• Exercise goal: Please print the full listing exactly.

• Given material:
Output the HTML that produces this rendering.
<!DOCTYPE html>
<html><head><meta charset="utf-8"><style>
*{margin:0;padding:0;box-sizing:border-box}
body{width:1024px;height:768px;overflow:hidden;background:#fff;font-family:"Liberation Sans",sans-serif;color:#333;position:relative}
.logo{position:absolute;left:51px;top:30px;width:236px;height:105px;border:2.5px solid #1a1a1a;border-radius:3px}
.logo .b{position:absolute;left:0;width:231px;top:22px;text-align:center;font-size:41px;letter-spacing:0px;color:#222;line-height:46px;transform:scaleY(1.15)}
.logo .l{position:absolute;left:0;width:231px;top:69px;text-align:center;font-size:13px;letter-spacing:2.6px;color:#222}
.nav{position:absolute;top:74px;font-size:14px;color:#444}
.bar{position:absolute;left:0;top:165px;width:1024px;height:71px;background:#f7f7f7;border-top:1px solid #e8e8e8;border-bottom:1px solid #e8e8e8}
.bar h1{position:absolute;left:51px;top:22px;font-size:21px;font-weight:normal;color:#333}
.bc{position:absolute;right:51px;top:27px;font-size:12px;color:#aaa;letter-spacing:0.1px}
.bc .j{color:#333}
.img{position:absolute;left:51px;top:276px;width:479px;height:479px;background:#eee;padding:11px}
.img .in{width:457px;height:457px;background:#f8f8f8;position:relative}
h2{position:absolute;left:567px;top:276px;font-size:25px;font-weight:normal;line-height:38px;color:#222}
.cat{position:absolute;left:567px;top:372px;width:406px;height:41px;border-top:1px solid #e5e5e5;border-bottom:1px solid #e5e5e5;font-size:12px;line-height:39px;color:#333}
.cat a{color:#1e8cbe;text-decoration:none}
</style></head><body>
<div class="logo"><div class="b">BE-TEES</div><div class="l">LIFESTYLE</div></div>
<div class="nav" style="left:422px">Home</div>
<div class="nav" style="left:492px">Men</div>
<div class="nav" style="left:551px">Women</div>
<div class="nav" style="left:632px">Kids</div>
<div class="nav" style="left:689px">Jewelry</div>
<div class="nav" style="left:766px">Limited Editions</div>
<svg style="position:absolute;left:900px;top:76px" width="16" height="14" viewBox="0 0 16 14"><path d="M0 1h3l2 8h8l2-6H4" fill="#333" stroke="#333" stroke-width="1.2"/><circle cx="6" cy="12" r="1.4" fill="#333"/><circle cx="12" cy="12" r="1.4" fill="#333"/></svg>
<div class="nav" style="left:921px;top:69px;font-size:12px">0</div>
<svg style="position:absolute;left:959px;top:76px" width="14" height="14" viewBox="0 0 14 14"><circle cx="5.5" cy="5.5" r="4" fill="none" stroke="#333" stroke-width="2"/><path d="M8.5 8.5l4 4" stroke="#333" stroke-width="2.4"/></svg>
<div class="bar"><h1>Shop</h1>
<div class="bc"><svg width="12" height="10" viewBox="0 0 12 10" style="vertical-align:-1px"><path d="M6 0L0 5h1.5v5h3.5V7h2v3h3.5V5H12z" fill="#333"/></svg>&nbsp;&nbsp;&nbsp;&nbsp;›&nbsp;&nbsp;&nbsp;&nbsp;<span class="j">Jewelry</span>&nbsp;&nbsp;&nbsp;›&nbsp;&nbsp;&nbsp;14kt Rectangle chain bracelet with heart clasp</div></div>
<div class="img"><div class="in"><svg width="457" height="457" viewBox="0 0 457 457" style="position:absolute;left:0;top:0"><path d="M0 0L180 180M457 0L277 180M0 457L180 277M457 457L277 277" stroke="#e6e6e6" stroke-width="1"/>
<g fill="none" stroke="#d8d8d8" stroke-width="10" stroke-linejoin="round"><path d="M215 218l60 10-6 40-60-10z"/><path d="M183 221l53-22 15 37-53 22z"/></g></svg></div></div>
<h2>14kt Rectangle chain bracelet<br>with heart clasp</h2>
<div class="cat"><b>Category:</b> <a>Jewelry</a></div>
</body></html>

• Worked solution:
Output the HTML that produces this rendering.
<!DOCTYPE html>
<html><head><meta charset="utf-8"><style>
*{margin:0;padding:0;box-sizing:border-box}
body{width:1024px;height:768px;overflow:hidden;background:#fff;font-family:"Liberation Sans",sans-serif;color:#333;position:relative}
.logo{position:absolute;left:51px;top:30px;width:236px;height:105px;border:2.5px solid #1a1a1a;border-radius:3px}
.logo .b{position:absolute;left:0;width:231px;top:22px;text-align:center;font-size:41px;letter-spacing:0px;color:#222;line-height:46px;transform:scaleY(1.15)}
.logo .l{position:absolute;left:0;width:231px;top:69px;text-align:center;font-size:13px;letter-spacing:2.6px;color:#222}
.nav{position:absolute;top:74px;font-size:14px;color:#444}
.bar{position:absolute;left:0;top:165px;width:1024px;height:71px;background:#f7f7f7;border-top:1px solid #e8e8e8;border-bottom:1px solid #e8e8e8}
.bar h1{position:absolute;left:51px;top:22px;font-size:21px;font-weight:normal;color:#333}
.bc{position:absolute;right:51px;top:27px;font-size:12px;color:#aaa;letter-spacing:0.1px}
.bc .j{color:#333}
.img{position:absolute;left:51px;top:276px;width:479px;height:479px;background:#eee;padding:11px}
.img .in{width:457px;height:457px;background:#f8f8f8;position:relative}
h2{position:absolute;left:567px;top:276px;font-size:25px;font-weight:normal;line-height:38px;color:#222}
.cat{position:absolute;left:567px;top:372px;width:406px;height:41px;border-top:1px solid #e5e5e5;border-bottom:1px solid #e5e5e5;font-size:12px;line-height:39px;color:#333}
.cat a{color:#1e8cbe;text-decoration:none}
</style></head><body>
<div class="logo"><div class="b">BE-TEES</div><div class="l">LIFESTYLE</div></div>
<div class="nav" style="left:422px">Home</div>
<div class="nav" style="left:492px">Men</div>
<div class="nav" style="left:551px">Women</div>
<div class="nav" style="left:632px">Kids</div>
<div class="nav" style="left:689px">Jewelry</div>
<div class="nav" style="left:766px">Limited Editions</div>
<svg style="position:absolute;left:900px;top:76px" width="16" height="14" viewBox="0 0 16 14"><path d="M0 1h3l2 8h8l2-6H4" fill="#333" stroke="#333" stroke-width="1.2"/><circle cx="6" cy="12" r="1.4" fill="#333"/><circle cx="12" cy="12" r="1.4" fill="#333"/></svg>
<div class="nav" style="left:921px;top:69px;font-size:12px">0</div>
<svg style="position:absolute;left:959px;top:76px" width="14" height="14" viewBox="0 0 14 14"><circle cx="5.5" cy="5.5" r="4" fill="none" stroke="#333" stroke-width="2"/><path d="M8.5 8.5l4 4" stroke="#333" stroke-width="2.4"/></svg>
<div class="bar"><h1>Shop</h1>
<div class="bc"><svg width="12" height="10" viewBox="0 0 12 10" style="vertical-align:-1px"><path d="M6 0L0 5h1.5v5h3.5V7h2v3h3.5V5H12z" fill="#333"/></svg>&nbsp;&nbsp;&nbsp;&nbsp;›&nbsp;&nbsp;&nbsp;&nbsp;<span class="j">Jewelry</span>&nbsp;&nbsp;&nbsp;›&nbsp;&nbsp;&nbsp;14kt Rectangle chain bracelet with heart clasp</div></div>
<div class="img"><div class="in"><svg width="457" height="457" viewBox="0 0 457 457" style="position:absolute;left:0;top:0"><path d="M0 0L180 180M457 0L277 180M0 457L180 277M457 457L277 277" stroke="#e6e6e6" stroke-width="1"/>
<g fill="none" stroke="#d8d8d8" stroke-width="10" stroke-linejoin="round"><path d="M215 218l60 10-6 40-60-10z"/><path d="M183 221l53-22 15 37-53 22z"/></g></svg></div></div>
<h2>14kt Rectangle chain bracelet<br>with heart clasp</h2>
<div class="cat"><b>Category:</b> <a>Jewelry</a></div>
</body></html>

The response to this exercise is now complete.